#### [TO DO]
Word for word, quote all of the material, omitting the pictures.

#### [DATASET CONTENT]

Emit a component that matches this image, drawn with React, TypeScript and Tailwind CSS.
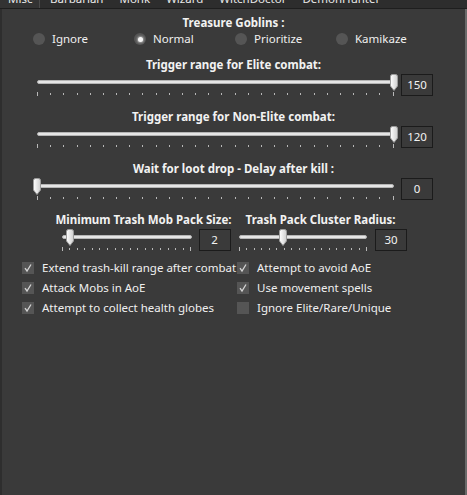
import React from "react";

const FONT = { fontFamily: '"Noto Sans", "Open Sans", sans-serif' };

function Thumb() {
  return (
    <svg width="10" height="18" viewBox="0 0 10 18" className="block">
      <defs>
        <linearGradient id="tg" x1="0" x2="1" y1="0" y2="0">
          <stop offset="0" stopColor="#ffffff" />
          <stop offset="1" stopColor="#cfcfcf" />
        </linearGradient>
      </defs>
      <path d="M1.5 2.5 Q1.5 0.5 3.5 0.5 H6.5 Q8.5 0.5 8.5 2.5 V12 L5 16.5 L1.5 12 Z" fill="url(#tg)" stroke="#9c9c9c" strokeWidth="1" />
    </svg>
  );
}

function Slider({ width, frac, ticks }: { width: number; frac: number; ticks: number }) {
  const arr = Array.from({ length: ticks }, (_, i) => i);
  return (
    <div className="flex flex-col px-[5px]" style={{ width: width + 10 }}>
      <div className="relative h-[18px]">
        <div className="mt-[6px] h-[4px] rounded-full bg-[#e6e6e6] border border-[#b5b5b5]" />
        <div className="absolute top-0" style={{ left: `calc(${frac * 100}% - 5px)` }}>
          <Thumb />
        </div>
      </div>
      <div className="flex justify-between h-[4px]">
        {arr.map((i) => (
          <div
            key={i}
            className={
              i === 0 || i === ticks - 1
                ? "w-[1px] h-[4px] bg-[#b8b8b8]"
                : "w-[1px] h-[2px] mt-[1px] bg-[#b8b8b8]"
            }
          />
        ))}
      </div>
    </div>
  );
}

function ValueBox({ v, w = 32 }: { v: string; w?: number }) {
  return (
    <div
      className="h-[22px] border border-[#1b1b1b] flex items-center justify-center text-[11.5px] text-[#f2f2f2]"
      style={{ width: w }}
    >
      {v}
    </div>
  );
}

function Radio({ label, checked }: { label: string; checked?: boolean }) {
  return (
    <div className="flex items-center gap-[7px] w-[101px]">
      <div className="w-[12px] h-[12px] rounded-full bg-[#555555] flex items-center justify-center">
        {checked && <div className="w-[5px] h-[5px] rounded-full bg-[#f5f5f5] shadow-[0_0_2px_1px_rgba(255,255,255,0.45)]" />}
      </div>
      <span className="text-[11.5px] text-[#f0f0f0] leading-[16px]">{label}</span>
    </div>
  );
}

function Check({ label, checked }: { label: string; checked?: boolean }) {
  return (
    <div className="flex items-center gap-[8px] h-[20px]">
      <div className="w-[12px] h-[12px] bg-[#555555] flex items-center justify-center">
        {checked && (
          <svg width="10" height="10" viewBox="0 0 10 10">
            <path d="M2 5.2 L4 8 L8 1.5" fill="none" stroke="#d4d4d4" strokeWidth="1.3" />
          </svg>
        )}
      </div>
      <span className="text-[11.5px] text-[#f0f0f0] leading-[16px] whitespace-nowrap">{label}</span>
    </div>
  );
}

function Header({ children }: { children: React.ReactNode }) {
  return <div className="text-[11.5px] font-bold text-[#f2f2f2] leading-[16px] text-center whitespace-nowrap">{children}</div>;
}

export default function App() {
  const tabs = ["Barbarian", "Monk", "Wizard", "WitchDoctor", "DemonHunter"];
  return (
    <div className="w-[467px] h-[495px] bg-[#3a3a3a] flex flex-col overflow-hidden" style={FONT}>
      <div className="h-[8px] overflow-hidden bg-[#2d2d2d] flex">
        <div className="w-[40px] border-r border-[#4a4a4a] bg-[#333333] text-[11.5px] leading-[16px] mt-[-9px] pl-[8px] text-[#e8e8e8]">Misc</div>
        <div className="flex mt-[-9px] text-[11.5px] leading-[16px] text-[#e8e8e8] pl-[2px]">
          {tabs.map((t) => (
            <div key={t} className="px-[8px]">{t}</div>
          ))}
        </div>
      </div>
      <div className="h-[1px] bg-[#1e1e1e]" />
      <div className="flex-1 flex flex-col border-l-[2px] border-l-[#2e2e2e] border-r-[2px] border-r-[#6a6a6a]">
        <div className="pt-[6px]">
          <Header>Treasure Goblins :</Header>
        </div>
        <div className="flex pl-[31px]">
          <Radio label="Ignore" />
          <Radio label="Normal" checked />
          <Radio label="Prioritize" />
          <Radio label="Kamikaze" />
        </div>

        <div className="mt-[10px]">
          <Header>Trigger range for Elite combat:</Header>
        </div>
        <div className="flex gap-[2px] pl-[30px] mt-[1px]">
          <Slider width={357} frac={1} ticks={28} />
          <ValueBox v="150" />
        </div>

        <div className="mt-[13px]">
          <Header>Trigger range for Non-Elite combat:</Header>
        </div>
        <div className="flex gap-[2px] pl-[30px] mt-[1px]">
          <Slider width={357} frac={1} ticks={28} />
          <ValueBox v="120" />
        </div>

        <div className="mt-[13px]">
          <Header>Wait for loot drop - Delay after kill :</Header>
        </div>
        <div className="flex gap-[2px] pl-[30px] mt-[1px]">
          <Slider width={357} frac={0} ticks={28} />
          <ValueBox v="0" />
        </div>

        <div className="flex pl-[55px] gap-[4px] mt-[12px]">
          <div className="flex flex-col items-center w-[173px]">
            <Header>Minimum Trash Mob Pack Size:</Header>
            <div className="flex gap-[2px] mt-[1px]">
              <Slider width={130} frac={0.065} ticks={18} />
              <ValueBox v="2" />
            </div>
          </div>
          <div className="flex flex-col items-center w-[173px]">
            <Header>Trash Pack Cluster Radius:</Header>
            <div className="flex gap-[3px] mt-[1px]">
              <Slider width={128} frac={0.34} ticks={18} />
              <ValueBox v="30" />
            </div>
          </div>
        </div>

        <div className="grid grid-cols-[215px_1fr] pl-[20px] mt-[7px]">
          <Check label="Extend trash-kill range after combat" checked />
          <Check label="Attempt to avoid AoE" checked />
          <Check label="Attack Mobs in AoE" checked />
          <Check label="Use movement spells" checked />
          <Check label="Attempt to collect health globes" checked />
          <Check label="Ignore Elite/Rare/Unique" />
        </div>
      </div>
    </div>
  );
}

#### [EXERCISE RESPONSE]
Emit a component that matches this image, drawn with React, TypeScript and Tailwind CSS.
import React from "react";

const FONT = { fontFamily: '"Noto Sans", "Open Sans", sans-serif' };

function Thumb() {
  return (
    <svg width="10" height="18" viewBox="0 0 10 18" className="block">
      <defs>
        <linearGradient id="tg" x1="0" x2="1" y1="0" y2="0">
          <stop offset="0" stopColor="#ffffff" />
          <stop offset="1" stopColor="#cfcfcf" />
        </linearGradient>
      </defs>
      <path d="M1.5 2.5 Q1.5 0.5 3.5 0.5 H6.5 Q8.5 0.5 8.5 2.5 V12 L5 16.5 L1.5 12 Z" fill="url(#tg)" stroke="#9c9c9c" strokeWidth="1" />
    </svg>
  );
}

function Slider({ width, frac, ticks }: { width: number; frac: number; ticks: number }) {
  const arr = Array.from({ length: ticks }, (_, i) => i);
  return (
    <div className="flex flex-col px-[5px]" style={{ width: width + 10 }}>
      <div className="relative h-[18px]">
        <div className="mt-[6px] h-[4px] rounded-full bg-[#e6e6e6] border border-[#b5b5b5]" />
        <div className="absolute top-0" style={{ left: `calc(${frac * 100}% - 5px)` }}>
          <Thumb />
        </div>
      </div>
      <div className="flex justify-between h-[4px]">
        {arr.map((i) => (
          <div
            key={i}
            className={
              i === 0 || i === ticks - 1
                ? "w-[1px] h-[4px] bg-[#b8b8b8]"
                : "w-[1px] h-[2px] mt-[1px] bg-[#b8b8b8]"
            }
          />
        ))}
      </div>
    </div>
  );
}

function ValueBox({ v, w = 32 }: { v: string; w?: number }) {
  return (
    <div
      className="h-[22px] border border-[#1b1b1b] flex items-center justify-center text-[11.5px] text-[#f2f2f2]"
      style={{ width: w }}
    >
      {v}
    </div>
  );
}

function Radio({ label, checked }: { label: string; checked?: boolean }) {
  return (
    <div className="flex items-center gap-[7px] w-[101px]">
      <div className="w-[12px] h-[12px] rounded-full bg-[#555555] flex items-center justify-center">
        {checked && <div className="w-[5px] h-[5px] rounded-full bg-[#f5f5f5] shadow-[0_0_2px_1px_rgba(255,255,255,0.45)]" />}
      </div>
      <span className="text-[11.5px] text-[#f0f0f0] leading-[16px]">{label}</span>
    </div>
  );
}

function Check({ label, checked }: { label: string; checked?: boolean }) {
  return (
    <div className="flex items-center gap-[8px] h-[20px]">
      <div className="w-[12px] h-[12px] bg-[#555555] flex items-center justify-center">
        {checked && (
          <svg width="10" height="10" viewBox="0 0 10 10">
            <path d="M2 5.2 L4 8 L8 1.5" fill="none" stroke="#d4d4d4" strokeWidth="1.3" />
          </svg>
        )}
      </div>
      <span className="text-[11.5px] text-[#f0f0f0] leading-[16px] whitespace-nowrap">{label}</span>
    </div>
  );
}

function Header({ children }: { children: React.ReactNode }) {
  return <div className="text-[11.5px] font-bold text-[#f2f2f2] leading-[16px] text-center whitespace-nowrap">{children}</div>;
}

export default function App() {
  const tabs = ["Barbarian", "Monk", "Wizard", "WitchDoctor", "DemonHunter"];
  return (
    <div className="w-[467px] h-[495px] bg-[#3a3a3a] flex flex-col overflow-hidden" style={FONT}>
      <div className="h-[8px] overflow-hidden bg-[#2d2d2d] flex">
        <div className="w-[40px] border-r border-[#4a4a4a] bg-[#333333] text-[11.5px] leading-[16px] mt-[-9px] pl-[8px] text-[#e8e8e8]">Misc</div>
        <div className="flex mt-[-9px] text-[11.5px] leading-[16px] text-[#e8e8e8] pl-[2px]">
          {tabs.map((t) => (
            <div key={t} className="px-[8px]">{t}</div>
          ))}
        </div>
      </div>
      <div className="h-[1px] bg-[#1e1e1e]" />
      <div className="flex-1 flex flex-col border-l-[2px] border-l-[#2e2e2e] border-r-[2px] border-r-[#6a6a6a]">
        <div className="pt-[6px]">
          <Header>Treasure Goblins :</Header>
        </div>
        <div className="flex pl-[31px]">
          <Radio label="Ignore" />
          <Radio label="Normal" checked />
          <Radio label="Prioritize" />
          <Radio label="Kamikaze" />
        </div>

        <div className="mt-[10px]">
          <Header>Trigger range for Elite combat:</Header>
        </div>
        <div className="flex gap-[2px] pl-[30px] mt-[1px]">
          <Slider width={357} frac={1} ticks={28} />
          <ValueBox v="150" />
        </div>

        <div className="mt-[13px]">
          <Header>Trigger range for Non-Elite combat:</Header>
        </div>
        <div className="flex gap-[2px] pl-[30px] mt-[1px]">
          <Slider width={357} frac={1} ticks={28} />
          <ValueBox v="120" />
        </div>

        <div className="mt-[13px]">
          <Header>Wait for loot drop - Delay after kill :</Header>
        </div>
        <div className="flex gap-[2px] pl-[30px] mt-[1px]">
          <Slider width={357} frac={0} ticks={28} />
          <ValueBox v="0" />
        </div>

        <div className="flex pl-[55px] gap-[4px] mt-[12px]">
          <div className="flex flex-col items-center w-[173px]">
            <Header>Minimum Trash Mob Pack Size:</Header>
            <div className="flex gap-[2px] mt-[1px]">
              <Slider width={130} frac={0.065} ticks={18} />
              <ValueBox v="2" />
            </div>
          </div>
          <div className="flex flex-col items-center w-[173px]">
            <Header>Trash Pack Cluster Radius:</Header>
            <div className="flex gap-[3px] mt-[1px]">
              <Slider width={128} frac={0.34} ticks={18} />
              <ValueBox v="30" />
            </div>
          </div>
        </div>

        <div className="grid grid-cols-[215px_1fr] pl-[20px] mt-[7px]">
          <Check label="Extend trash-kill range after combat" checked />
          <Check label="Attempt to avoid AoE" checked />
          <Check label="Attack Mobs in AoE" checked />
          <Check label="Use movement spells" checked />
          <Check label="Attempt to collect health globes" checked />
          <Check label="Ignore Elite/Rare/Unique" />
        </div>
      </div>
    </div>
  );
}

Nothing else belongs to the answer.